#### MATERIAL ####

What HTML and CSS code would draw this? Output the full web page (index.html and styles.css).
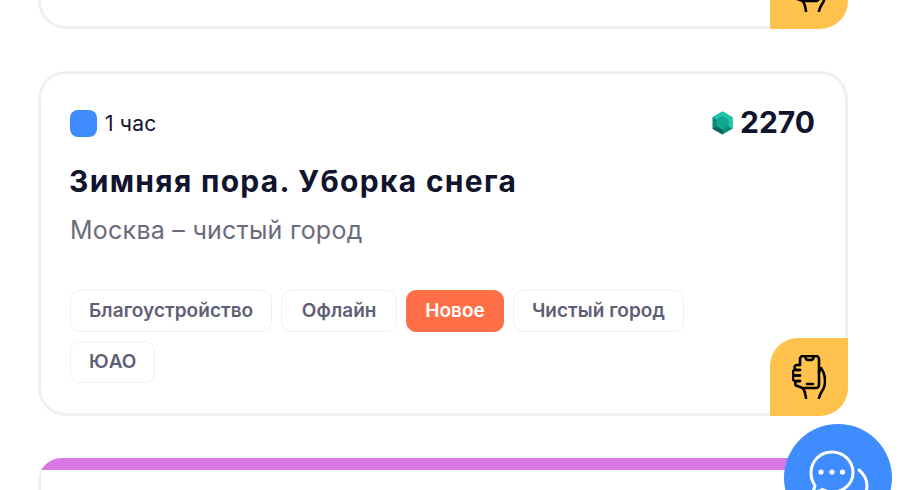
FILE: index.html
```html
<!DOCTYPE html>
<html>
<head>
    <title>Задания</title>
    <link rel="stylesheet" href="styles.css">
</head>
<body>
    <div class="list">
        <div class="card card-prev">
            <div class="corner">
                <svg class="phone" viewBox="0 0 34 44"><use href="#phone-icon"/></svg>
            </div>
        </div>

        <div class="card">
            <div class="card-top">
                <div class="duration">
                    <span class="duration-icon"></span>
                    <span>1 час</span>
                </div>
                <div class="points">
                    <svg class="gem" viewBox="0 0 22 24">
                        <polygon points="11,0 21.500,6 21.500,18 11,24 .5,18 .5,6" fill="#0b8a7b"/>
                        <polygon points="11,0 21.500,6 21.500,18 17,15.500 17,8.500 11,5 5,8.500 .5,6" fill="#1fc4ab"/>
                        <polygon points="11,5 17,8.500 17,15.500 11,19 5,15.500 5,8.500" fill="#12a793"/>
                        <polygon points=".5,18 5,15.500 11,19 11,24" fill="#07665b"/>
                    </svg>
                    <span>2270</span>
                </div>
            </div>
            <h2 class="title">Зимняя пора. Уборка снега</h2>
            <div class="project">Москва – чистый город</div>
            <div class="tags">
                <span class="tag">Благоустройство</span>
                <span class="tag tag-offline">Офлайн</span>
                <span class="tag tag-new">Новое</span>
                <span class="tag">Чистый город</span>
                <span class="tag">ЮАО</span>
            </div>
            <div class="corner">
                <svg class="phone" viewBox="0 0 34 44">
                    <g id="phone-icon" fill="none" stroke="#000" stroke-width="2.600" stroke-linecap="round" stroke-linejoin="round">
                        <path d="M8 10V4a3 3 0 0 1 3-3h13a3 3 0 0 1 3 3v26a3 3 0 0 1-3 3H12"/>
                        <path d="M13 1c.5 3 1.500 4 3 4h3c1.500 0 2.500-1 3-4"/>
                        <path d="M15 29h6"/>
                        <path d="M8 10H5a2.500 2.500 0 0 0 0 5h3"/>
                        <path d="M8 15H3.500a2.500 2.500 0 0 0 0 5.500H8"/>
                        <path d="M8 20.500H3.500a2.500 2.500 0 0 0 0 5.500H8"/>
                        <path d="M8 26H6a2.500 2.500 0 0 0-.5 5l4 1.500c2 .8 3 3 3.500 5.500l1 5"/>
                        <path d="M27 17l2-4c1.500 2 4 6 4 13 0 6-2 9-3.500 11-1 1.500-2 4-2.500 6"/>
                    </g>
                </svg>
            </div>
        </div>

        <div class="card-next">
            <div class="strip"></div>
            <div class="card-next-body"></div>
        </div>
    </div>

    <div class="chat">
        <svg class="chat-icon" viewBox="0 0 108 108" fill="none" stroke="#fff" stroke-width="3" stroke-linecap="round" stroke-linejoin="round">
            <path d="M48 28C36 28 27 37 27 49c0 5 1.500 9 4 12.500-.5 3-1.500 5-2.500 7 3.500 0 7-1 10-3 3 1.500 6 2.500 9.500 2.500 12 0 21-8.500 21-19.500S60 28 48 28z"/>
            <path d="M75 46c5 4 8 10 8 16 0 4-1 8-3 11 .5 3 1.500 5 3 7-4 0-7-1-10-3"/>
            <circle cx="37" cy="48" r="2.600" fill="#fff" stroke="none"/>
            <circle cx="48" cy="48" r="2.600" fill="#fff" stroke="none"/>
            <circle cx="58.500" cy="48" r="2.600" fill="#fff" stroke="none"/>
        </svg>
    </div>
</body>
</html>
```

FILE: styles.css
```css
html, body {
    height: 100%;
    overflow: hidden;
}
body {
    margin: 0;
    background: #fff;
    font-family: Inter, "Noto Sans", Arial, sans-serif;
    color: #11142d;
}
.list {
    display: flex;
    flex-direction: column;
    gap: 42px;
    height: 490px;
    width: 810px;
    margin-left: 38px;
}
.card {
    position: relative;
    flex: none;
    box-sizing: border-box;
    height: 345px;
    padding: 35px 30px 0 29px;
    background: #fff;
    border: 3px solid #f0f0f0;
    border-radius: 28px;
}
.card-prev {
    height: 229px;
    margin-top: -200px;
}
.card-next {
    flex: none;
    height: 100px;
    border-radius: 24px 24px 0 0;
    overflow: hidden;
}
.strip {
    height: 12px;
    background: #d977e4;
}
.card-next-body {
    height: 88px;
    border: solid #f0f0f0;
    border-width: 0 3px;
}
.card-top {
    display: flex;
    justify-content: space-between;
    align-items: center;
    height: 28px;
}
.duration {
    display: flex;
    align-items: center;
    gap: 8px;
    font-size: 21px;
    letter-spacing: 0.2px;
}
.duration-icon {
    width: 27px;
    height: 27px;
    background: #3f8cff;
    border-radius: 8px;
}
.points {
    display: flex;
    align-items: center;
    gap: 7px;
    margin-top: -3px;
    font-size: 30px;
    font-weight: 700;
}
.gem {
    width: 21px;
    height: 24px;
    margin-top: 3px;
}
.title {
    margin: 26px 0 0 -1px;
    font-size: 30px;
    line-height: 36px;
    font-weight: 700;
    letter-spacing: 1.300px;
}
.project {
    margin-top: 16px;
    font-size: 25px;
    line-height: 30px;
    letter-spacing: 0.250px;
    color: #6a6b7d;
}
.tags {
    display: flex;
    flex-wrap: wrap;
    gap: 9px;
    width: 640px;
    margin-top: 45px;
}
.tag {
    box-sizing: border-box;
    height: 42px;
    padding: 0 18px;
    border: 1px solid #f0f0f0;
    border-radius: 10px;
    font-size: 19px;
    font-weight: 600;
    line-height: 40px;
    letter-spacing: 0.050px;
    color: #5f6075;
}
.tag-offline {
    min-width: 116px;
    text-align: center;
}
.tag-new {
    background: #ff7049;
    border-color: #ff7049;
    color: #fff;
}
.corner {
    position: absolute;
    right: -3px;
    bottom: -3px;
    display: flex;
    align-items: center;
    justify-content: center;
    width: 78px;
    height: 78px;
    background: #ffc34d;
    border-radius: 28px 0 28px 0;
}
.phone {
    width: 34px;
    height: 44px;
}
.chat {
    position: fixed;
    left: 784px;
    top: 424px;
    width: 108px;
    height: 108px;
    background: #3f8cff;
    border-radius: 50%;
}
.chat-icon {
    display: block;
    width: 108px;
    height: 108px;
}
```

####

### TASK
Copy the listing word for word, excluding its pictures.

### IN RESPONSE
What HTML and CSS code would draw this? Output the full web page (index.html and styles.css).
FILE: index.html
```html
<!DOCTYPE html>
<html>
<head>
    <title>Задания</title>
    <link rel="stylesheet" href="styles.css">
</head>
<body>
    <div class="list">
        <div class="card card-prev">
            <div class="corner">
                <svg class="phone" viewBox="0 0 34 44"><use href="#phone-icon"/></svg>
            </div>
        </div>

        <div class="card">
            <div class="card-top">
                <div class="duration">
                    <span class="duration-icon"></span>
                    <span>1 час</span>
                </div>
                <div class="points">
                    <svg class="gem" viewBox="0 0 22 24">
                        <polygon points="11,0 21.500,6 21.500,18 11,24 .5,18 .5,6" fill="#0b8a7b"/>
                        <polygon points="11,0 21.500,6 21.500,18 17,15.500 17,8.500 11,5 5,8.500 .5,6" fill="#1fc4ab"/>
                        <polygon points="11,5 17,8.500 17,15.500 11,19 5,15.500 5,8.500" fill="#12a793"/>
                        <polygon points=".5,18 5,15.500 11,19 11,24" fill="#07665b"/>
                    </svg>
                    <span>2270</span>
                </div>
            </div>
            <h2 class="title">Зимняя пора. Уборка снега</h2>
            <div class="project">Москва – чистый город</div>
            <div class="tags">
                <span class="tag">Благоустройство</span>
                <span class="tag tag-offline">Офлайн</span>
                <span class="tag tag-new">Новое</span>
                <span class="tag">Чистый город</span>
                <span class="tag">ЮАО</span>
            </div>
            <div class="corner">
                <svg class="phone" viewBox="0 0 34 44">
                    <g id="phone-icon" fill="none" stroke="#000" stroke-width="2.600" stroke-linecap="round" stroke-linejoin="round">
                        <path d="M8 10V4a3 3 0 0 1 3-3h13a3 3 0 0 1 3 3v26a3 3 0 0 1-3 3H12"/>
                        <path d="M13 1c.5 3 1.500 4 3 4h3c1.500 0 2.500-1 3-4"/>
                        <path d="M15 29h6"/>
                        <path d="M8 10H5a2.500 2.500 0 0 0 0 5h3"/>
                        <path d="M8 15H3.500a2.500 2.500 0 0 0 0 5.500H8"/>
                        <path d="M8 20.500H3.500a2.500 2.500 0 0 0 0 5.500H8"/>
                        <path d="M8 26H6a2.500 2.500 0 0 0-.5 5l4 1.500c2 .8 3 3 3.500 5.500l1 5"/>
                        <path d="M27 17l2-4c1.500 2 4 6 4 13 0 6-2 9-3.500 11-1 1.500-2 4-2.500 6"/>
                    </g>
                </svg>
            </div>
        </div>

        <div class="card-next">
            <div class="strip"></div>
            <div class="card-next-body"></div>
        </div>
    </div>

    <div class="chat">
        <svg class="chat-icon" viewBox="0 0 108 108" fill="none" stroke="#fff" stroke-width="3" stroke-linecap="round" stroke-linejoin="round">
            <path d="M48 28C36 28 27 37 27 49c0 5 1.500 9 4 12.500-.5 3-1.500 5-2.500 7 3.500 0 7-1 10-3 3 1.500 6 2.500 9.500 2.500 12 0 21-8.500 21-19.500S60 28 48 28z"/>
            <path d="M75 46c5 4 8 10 8 16 0 4-1 8-3 11 .5 3 1.500 5 3 7-4 0-7-1-10-3"/>
            <circle cx="37" cy="48" r="2.600" fill="#fff" stroke="none"/>
            <circle cx="48" cy="48" r="2.600" fill="#fff" stroke="none"/>
            <circle cx="58.500" cy="48" r="2.600" fill="#fff" stroke="none"/>
        </svg>
    </div>
</body>
</html>
```

FILE: styles.css
```css
html, body {
    height: 100%;
    overflow: hidden;
}
body {
    margin: 0;
    background: #fff;
    font-family: Inter, "Noto Sans", Arial, sans-serif;
    color: #11142d;
}
.list {
    display: flex;
    flex-direction: column;
    gap: 42px;
    height: 490px;
    width: 810px;
    margin-left: 38px;
}
.card {
    position: relative;
    flex: none;
    box-sizing: border-box;
    height: 345px;
    padding: 35px 30px 0 29px;
    background: #fff;
    border: 3px solid #f0f0f0;
    border-radius: 28px;
}
.card-prev {
    height: 229px;
    margin-top: -200px;
}
.card-next {
    flex: none;
    height: 100px;
    border-radius: 24px 24px 0 0;
    overflow: hidden;
}
.strip {
    height: 12px;
    background: #d977e4;
}
.card-next-body {
    height: 88px;
    border: solid #f0f0f0;
    border-width: 0 3px;
}
.card-top {
    display: flex;
    justify-content: space-between;
    align-items: center;
    height: 28px;
}
.duration {
    display: flex;
    align-items: center;
    gap: 8px;
    font-size: 21px;
    letter-spacing: 0.2px;
}
.duration-icon {
    width: 27px;
    height: 27px;
    background: #3f8cff;
    border-radius: 8px;
}
.points {
    display: flex;
    align-items: center;
    gap: 7px;
    margin-top: -3px;
    font-size: 30px;
    font-weight: 700;
}
.gem {
    width: 21px;
    height: 24px;
    margin-top: 3px;
}
.title {
    margin: 26px 0 0 -1px;
    font-size: 30px;
    line-height: 36px;
    font-weight: 700;
    letter-spacing: 1.300px;
}
.project {
    margin-top: 16px;
    font-size: 25px;
    line-height: 30px;
    letter-spacing: 0.250px;
    color: #6a6b7d;
}
.tags {
    display: flex;
    flex-wrap: wrap;
    gap: 9px;
    width: 640px;
    margin-top: 45px;
}
.tag {
    box-sizing: border-box;
    height: 42px;
    padding: 0 18px;
    border: 1px solid #f0f0f0;
    border-radius: 10px;
    font-size: 19px;
    font-weight: 600;
    line-height: 40px;
    letter-spacing: 0.050px;
    color: #5f6075;
}
.tag-offline {
    min-width: 116px;
    text-align: center;
}
.tag-new {
    background: #ff7049;
    border-color: #ff7049;
    color: #fff;
}
.corner {
    position: absolute;
    right: -3px;
    bottom: -3px;
    display: flex;
    align-items: center;
    justify-content: center;
    width: 78px;
    height: 78px;
    background: #ffc34d;
    border-radius: 28px 0 28px 0;
}
.phone {
    width: 34px;
    height: 44px;
}
.chat {
    position: fixed;
    left: 784px;
    top: 424px;
    width: 108px;
    height: 108px;
    background: #3f8cff;
    border-radius: 50%;
}
.chat-icon {
    display: block;
    width: 108px;
    height: 108px;
}
```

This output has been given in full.